People have been saying that for years. I’ve got to so many conferences and meetings and events where everyone says it’s a crisis in social care and something’s got to change. And that was really the catalyst also for starting this while we were fed up, really, of having these conversations. And we were waiting for everyone else to change. We were waiting for the commissioners to give us more money, or the government, you know, make some sort of policy statement, or for somebody else to do something. And in the end, we decided, look, someone’s got to try something. So let’s be brave and try something differently.

But what’s been interesting is the response that we’ve had. Not only is it flattering, but it’s really encouraging. And the fact that all 19, for example, of our commissioning authorities—none of them have said, you know, “Don’t try this in our area.” And the Care Inspectorate and the Scottish Social Services Council is supporting us.

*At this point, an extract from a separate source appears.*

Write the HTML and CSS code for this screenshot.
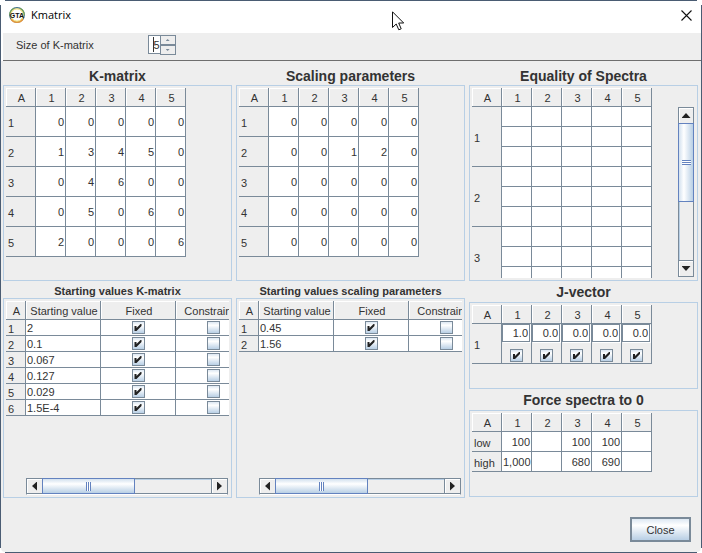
FILE: index.html
```
<!DOCTYPE html>
<html lang="en">
<head>
<meta charset="utf-8">
<title>Kmatrix</title>
<link rel="stylesheet" href="styles.css">
</head>
<body>
<div class="window">
  <header class="titlebar">
    <svg class="logo" width="16" height="16" viewBox="0 0 16 16" aria-hidden="true">
      <circle cx="8" cy="8" r="7.3" fill="#fff" stroke="#3f6f86" stroke-width="1.2"/>
      <path d="M.8 8A7.200 7.200 0 0 1 5 1.400M11 1.400A7.200 7.200 0 0 1 15.200 8" fill="none" stroke="#6fa05a" stroke-width="1.2"/>
      <path d="M2 12A7.200 7.200 0 0 0 14 12" fill="none" stroke="#e8963a" stroke-width="1.4"/>
      <circle cx="8" cy="8" r="6.2" fill="none" stroke="#f0d860" stroke-width="1"/>
      <text x="8" y="10.5" text-anchor="middle" class="logo-text">GTA</text>
    </svg>
    <h1 class="title">Kmatrix</h1>
    <button class="window-close" type="button" aria-label="Close window">
      <svg width="11" height="11" viewBox="0 0 11 11"><path d="M.5 .5L10.500 10.500M10.500 .5L.5 10.500" stroke="#111" stroke-width="1.1"/></svg>
    </button>
  </header>

  <div class="toolbar">
    <label for="size">Size of K-matrix</label>
    <div class="spinner">
      <input id="size" type="text" inputmode="numeric" value="5">
      <div class="steps">
        <button type="button" aria-label="Increase"><span class="tri up"></span></button>
        <button type="button" aria-label="Decrease"><span class="tri down"></span></button>
      </div>
    </div>
  </div>

  <main class="columns">
    <div class="column">
      <h2 class="tall">K-matrix</h2>
      <section class="panel upper">
        <table class="grid matrix">
          <thead><tr><th>A</th><th>1</th><th>2</th><th>3</th><th>4</th><th>5</th></tr></thead>
          <tbody>
            <tr><th>1</th><td>0</td><td>0</td><td>0</td><td>0</td><td>0</td></tr>
            <tr><th>2</th><td>1</td><td>3</td><td>4</td><td>5</td><td>0</td></tr>
            <tr><th>3</th><td>0</td><td>4</td><td>6</td><td>0</td><td>0</td></tr>
            <tr><th>4</th><td>0</td><td>5</td><td>0</td><td>6</td><td>0</td></tr>
            <tr><th>5</th><td>2</td><td>0</td><td>0</td><td>0</td><td>6</td></tr>
          </tbody>
        </table>
      </section>
      <h3>Starting values K-matrix</h3>
      <section class="panel lower">
        <div class="clip">
          <table class="grid values">
            <thead><tr><th>A</th><th>Starting value</th><th>Fixed</th><th>Constrained</th></tr></thead>
            <tbody>
              <tr><th>1</th><td>2</td><td><input type="checkbox" aria-label="Fixed 1" checked></td><td><input type="checkbox" aria-label="Constrained 1"></td></tr>
              <tr><th>2</th><td>0.1</td><td><input type="checkbox" aria-label="Fixed 2" checked></td><td><input type="checkbox" aria-label="Constrained 2"></td></tr>
              <tr><th>3</th><td>0.067</td><td><input type="checkbox" aria-label="Fixed 3" checked></td><td><input type="checkbox" aria-label="Constrained 3"></td></tr>
              <tr><th>4</th><td>0.127</td><td><input type="checkbox" aria-label="Fixed 4" checked></td><td><input type="checkbox" aria-label="Constrained 4"></td></tr>
              <tr><th>5</th><td>0.029</td><td><input type="checkbox" aria-label="Fixed 5" checked></td><td><input type="checkbox" aria-label="Constrained 5"></td></tr>
              <tr><th>6</th><td>1.5E-4</td><td><input type="checkbox" aria-label="Fixed 6" checked></td><td><input type="checkbox" aria-label="Constrained 6"></td></tr>
            </tbody>
          </table>
        </div>
        <div class="scroll horizontal">
          <button type="button" aria-label="Scroll left"><span class="tri big left"></span></button>
          <div class="track"><div class="thumb"><span class="grip"></span></div></div>
          <button type="button" aria-label="Scroll right"><span class="tri big right"></span></button>
        </div>
      </section>
    </div>

    <div class="column">
      <h2 class="tall">Scaling parameters</h2>
      <section class="panel upper">
        <table class="grid matrix">
          <thead><tr><th>A</th><th>1</th><th>2</th><th>3</th><th>4</th><th>5</th></tr></thead>
          <tbody>
            <tr><th>1</th><td>0</td><td>0</td><td>0</td><td>0</td><td>0</td></tr>
            <tr><th>2</th><td>0</td><td>0</td><td>1</td><td>2</td><td>0</td></tr>
            <tr><th>3</th><td>0</td><td>0</td><td>0</td><td>0</td><td>0</td></tr>
            <tr><th>4</th><td>0</td><td>0</td><td>0</td><td>0</td><td>0</td></tr>
            <tr><th>5</th><td>0</td><td>0</td><td>0</td><td>0</td><td>0</td></tr>
          </tbody>
        </table>
      </section>
      <h3>Starting values scaling parameters</h3>
      <section class="panel lower">
        <div class="clip">
          <table class="grid values">
            <thead><tr><th>A</th><th>Starting value</th><th>Fixed</th><th>Constrained</th></tr></thead>
            <tbody>
              <tr><th>1</th><td>0.45</td><td><input type="checkbox" aria-label="Scaling fixed 1" checked></td><td><input type="checkbox" aria-label="Scaling constrained 1"></td></tr>
              <tr><th>2</th><td>1.56</td><td><input type="checkbox" aria-label="Scaling fixed 2" checked></td><td><input type="checkbox" aria-label="Scaling constrained 2"></td></tr>
            </tbody>
          </table>
        </div>
        <div class="scroll horizontal">
          <button type="button" aria-label="Scroll left"><span class="tri big left"></span></button>
          <div class="track"><div class="thumb"><span class="grip"></span></div></div>
          <button type="button" aria-label="Scroll right"><span class="tri big right"></span></button>
        </div>
      </section>
    </div>

    <div class="column">
      <h2 class="tall">Equality of Spectra</h2>
      <section class="panel upper split">
        <div class="clip">
          <table class="grid spectra">
            <thead><tr><th>A</th><th>1</th><th>2</th><th>3</th><th>4</th><th>5</th></tr></thead>
            <tbody>
              <tr><th rowspan="3">1</th><td></td><td></td><td></td><td></td><td></td></tr>
              <tr><td></td><td></td><td></td><td></td><td></td></tr>
              <tr><td></td><td></td><td></td><td></td><td></td></tr>
              <tr><th rowspan="3">2</th><td></td><td></td><td></td><td></td><td></td></tr>
              <tr><td></td><td></td><td></td><td></td><td></td></tr>
              <tr><td></td><td></td><td></td><td></td><td></td></tr>
              <tr><th rowspan="3">3</th><td></td><td></td><td></td><td></td><td></td></tr>
              <tr><td></td><td></td><td></td><td></td><td></td></tr>
              <tr><td></td><td></td><td></td><td></td><td></td></tr>
            </tbody>
          </table>
        </div>
        <div class="scroll vertical">
          <button type="button" aria-label="Scroll up"><span class="tri big up"></span></button>
          <div class="track"><div class="thumb"><span class="grip"></span></div></div>
          <button type="button" aria-label="Scroll down"><span class="tri big down"></span></button>
        </div>
      </section>
      <h2>J-vector</h2>
      <section class="panel small">
        <table class="grid jvector">
          <thead><tr><th>A</th><th>1</th><th>2</th><th>3</th><th>4</th><th>5</th></tr></thead>
          <tbody>
            <tr><th>1</th>
              <td><input type="text" aria-label="J 1" value="1.0"><input type="checkbox" aria-label="J 1 fixed" checked></td>
              <td><input type="text" aria-label="J 2" value="0.0"><input type="checkbox" aria-label="J 2 fixed" checked></td>
              <td><input type="text" aria-label="J 3" value="0.0"><input type="checkbox" aria-label="J 3 fixed" checked></td>
              <td><input type="text" aria-label="J 4" value="0.0"><input type="checkbox" aria-label="J 4 fixed" checked></td>
              <td><input type="text" aria-label="J 5" value="0.0"><input type="checkbox" aria-label="J 5 fixed" checked></td>
            </tr>
          </tbody>
        </table>
      </section>
      <h2>Force spectra to 0</h2>
      <section class="panel small">
        <table class="grid force">
          <thead><tr><th>A</th><th>1</th><th>2</th><th>3</th><th>4</th><th>5</th></tr></thead>
          <tbody>
            <tr><th>low</th><td>100</td><td></td><td>100</td><td>100</td><td></td></tr>
            <tr><th>high</th><td>1,000</td><td></td><td>680</td><td>690</td><td></td></tr>
          </tbody>
        </table>
      </section>
    </div>
  </main>

  <footer class="footer">
    <button class="close" type="button">Close</button>
  </footer>
</div>
<svg class="pointer" width="13" height="20" viewBox="0 0 13 20" aria-hidden="true">
  <path d="M.5 .8V16.500L4.200 13L6.800 18.800L9.200 17.800L6.700 12H11.700Z" fill="#fff" stroke="#111" stroke-width="1"/>
</svg>
</body>
</html>
```
FILE: styles.css
```
:root {
  --line: #7a8a99;
  --face: #eeeeee;
  --edge: #b8cfe5;
  --frame: #4a5c73;
  --accent: #6382bf;
  --text: #333333;
}

* { box-sizing: border-box; }

body {
  margin: 0;
  color: var(--text);
  font: 11px/14px "Liberation Sans", Arial, sans-serif;
}

button, input { font: inherit; color: inherit; margin: 0; padding: 0; border-radius: 0; }

.window {
  display: flex;
  flex-direction: column;
  min-height: 100vh;
  padding: 1px;
  background:
    linear-gradient(var(--frame), var(--frame)) 5px 0 / calc(100% - 10px) 1px no-repeat,
    linear-gradient(var(--frame), var(--frame)) 5px 100% / calc(100% - 10px) 1px no-repeat,
    linear-gradient(var(--frame), var(--frame)) 0 5px / 1px calc(100% - 10px) no-repeat,
    linear-gradient(var(--frame), var(--frame)) 100% 5px / 1px calc(100% - 10px) no-repeat,
    #fff;
}

.titlebar {
  display: flex;
  align-items: center;
  height: 32px;
  padding: 0 9px 4px 8px;
  background: #fff;
}

.logo-text { font: bold 7px "Liberation Sans", Arial, sans-serif; fill: #111; }

.title {
  margin: 0 auto 0 6px;
  color: #000;
  font: 11px/16px "Open Sans", sans-serif;
}

.window-close { display: flex; border: 0; background: none; }

.toolbar {
  display: flex;
  align-items: flex-start;
  gap: 54px;
  height: 28px;
  margin-left: 2px;
  padding: 2px 13px 0;
  border-bottom: 1px solid #6e6e6e;
  background: var(--face);
}

.toolbar label { line-height: 20px; }

.spinner { display: flex; height: 20px; }

.spinner input {
  width: 12px;
  height: 19px;
  border: 1px solid var(--line);
  border-right: 0;
  background: linear-gradient(#333, #333) 4px 1px / 1px 15px no-repeat #fff;
  text-align: right;
}

.steps { display: flex; flex-direction: column; }

.steps button {
  display: flex;
  align-items: center;
  justify-content: center;
  width: 16px;
  height: 10px;
  border: 1px solid var(--line);
  background: var(--face);
}

.tri { background: var(--line); }
.tri.up { width: 4px; height: 2px; clip-path: polygon(50% 0, 100% 100%, 0 100%); }
.tri.down { width: 4px; height: 2px; clip-path: polygon(0 0, 100% 0, 50% 100%); }
.tri.big { background: #222; }
.tri.big.up, .tri.big.down { width: 9px; height: 5px; }
.tri.left { width: 5px; height: 9px; clip-path: polygon(0 50%, 100% 0, 100% 100%); }
.tri.right { width: 5px; height: 9px; clip-path: polygon(0 0, 100% 50%, 0 100%); }

.columns {
  display: grid;
  flex: 1;
  grid-template-columns: repeat(3, minmax(0, 1fr));
  gap: 4px;
  padding: 0 3px 0 2px;
  background: var(--face);
}

.column { display: flex; flex-direction: column; }

h2, h3 { margin: 0; font-weight: bold; text-align: center; }
h2 { height: 21px; font-size: 14px; line-height: 22px; }
h2.tall { height: 24px; line-height: 30px; }
h3 { height: 17px; font-size: 11px; line-height: 20px; }

.panel { padding: 2px; border: 1px solid var(--edge); overflow: hidden; }
.upper { height: 196px; }
.lower { display: flex; flex: 1; flex-direction: column; justify-content: space-between; }
.small { height: 87px; }
.split { display: flex; justify-content: space-between; }
.clip { overflow: hidden; }

.grid { border-spacing: 0; table-layout: fixed; width: 180px; }

.grid th, .grid td {
  height: 20px;
  padding: 0 1px;
  border-right: 1px solid var(--line);
  border-bottom: 1px solid var(--line);
  font-weight: normal;
  line-height: 12px;
  white-space: nowrap;
}

.grid td { background: #fff; text-align: right; }
.grid tbody th { padding: 2px 0 0 2px; text-align: left; }

.grid thead th {
  height: 19px;
  padding: 2px 0 0 2px;
  box-shadow: inset 1px 1px #fff;
  text-align: center;
}

.matrix tbody th, .matrix td { height: 30px; }

.values { width: 245px; }
.values th:first-child { width: 20px; }
.values tbody th, .values td { height: 16px; }
.values td:nth-child(2) { text-align: left; }
.values td:nth-child(n+3) { text-align: center; }

.jvector tbody th, .jvector td { height: 40px; }
.jvector td { padding: 0; background: var(--face); vertical-align: top; text-align: center; }
.jvector input[type="text"] {
  display: block;
  width: 28px;
  height: 18px;
  padding-right: 1px;
  border: 1px solid var(--line);
  background: #fff;
  box-shadow: 1px 1px #fff;
  text-align: right;
}
.jvector input[type="checkbox"] { margin: 7px auto 0; }

input[type="checkbox"] {
  appearance: none;
  display: block;
  width: 13px;
  height: 13px;
  margin: 0 auto;
  border: 1px solid var(--line);
  background: linear-gradient(#dde8f3, #fff 30%, #b8cfe5);
}

input[type="checkbox"]:checked::before {
  content: "";
  display: block;
  width: 11px;
  height: 11px;
  background: #222;
  clip-path: polygon(2px 4px, 4px 4px, 4px 6px, 8px 2px, 9px 2px, 9px 4px, 4px 9px, 2px 9px);
}

.scroll { display: flex; border: 1px solid var(--line); }

.scroll button {
  display: flex;
  flex: none;
  align-items: center;
  justify-content: center;
  width: 15px;
  height: 15px;
  border: 0;
  background: var(--face);
  box-shadow: inset 1px 1px #fff;
}

.track { display: flex; flex: 1; }

.thumb {
  display: flex;
  flex: none;
  align-items: center;
  justify-content: center;
  border: 1px solid var(--accent);
}

.horizontal { height: 17px; margin: 0 1px 0 20px; border-bottom-color: #fff; }
.horizontal .track { border-right: 1px solid var(--line); border-bottom: 1px solid var(--line); box-shadow: inset 0 1px var(--edge); }
.horizontal button { border-bottom: 1px solid var(--line); }
.horizontal .thumb { width: 55%; margin: -1px 0; background: linear-gradient(#d3e1ef, #fff 35%, #b8cfe5); }
.horizontal .grip { width: 5px; height: 9px; background: repeating-linear-gradient(90deg, var(--accent) 0 1px, #fff 1px 2px); }

.vertical { flex-direction: column; width: 16px; margin: 19px 1px 1px 0; }
.vertical .track { flex-direction: column; border-bottom: 1px solid var(--line); box-shadow: inset 1px 0 var(--edge); }
.vertical .thumb { height: 58%; margin: 0 -1px; background: linear-gradient(90deg, #d3e1ef, #fff 35%, #b8cfe5); }
.vertical .grip { width: 9px; height: 5px; background: repeating-linear-gradient(var(--accent) 0 1px, #fff 1px 2px); }
.vertical button { width: 14px; }

.footer {
  display: flex;
  justify-content: flex-end;
  height: 54px;
  padding: 19px 10px 0;
  background: var(--face);
  border-radius: 0 0 4px 4px;
}

.close {
  width: 61px;
  height: 25px;
  border: 2px solid var(--line);
  background: linear-gradient(#dde8f3, #fff 30%, #b8cfe5);
}

.pointer { position: absolute; left: 392px; top: 11px; }
```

The government’s supporting us. So there’s a real appetite for innovation, and there’s a real appetite, I think, to embrace change, which we wouldn’t have had, you know, three or four or five years ago.

So I’d like to say that we timed this perfectly, by design, but actually, the timing’s just being perfect, almost by accident. The fact that we’ve got, for example, you know, seven authorities coming on board as part of the commissioning tests gives you an indication that there’s a willingness to do things differently. Three years ago, we suggested to our commissioners that they come to a workshop by Cornerstone on commissioning, they probably would have laughed us out of the room, whereas, you know, when we set up the workshop, we had to go to a bigger venue, we’ve had so much interest.

So I’m pretty optimistic that if enough people get together, use their creative energies positively, and are prepared to take some risks—there’s definitely some risks in this—then we can really make a difference.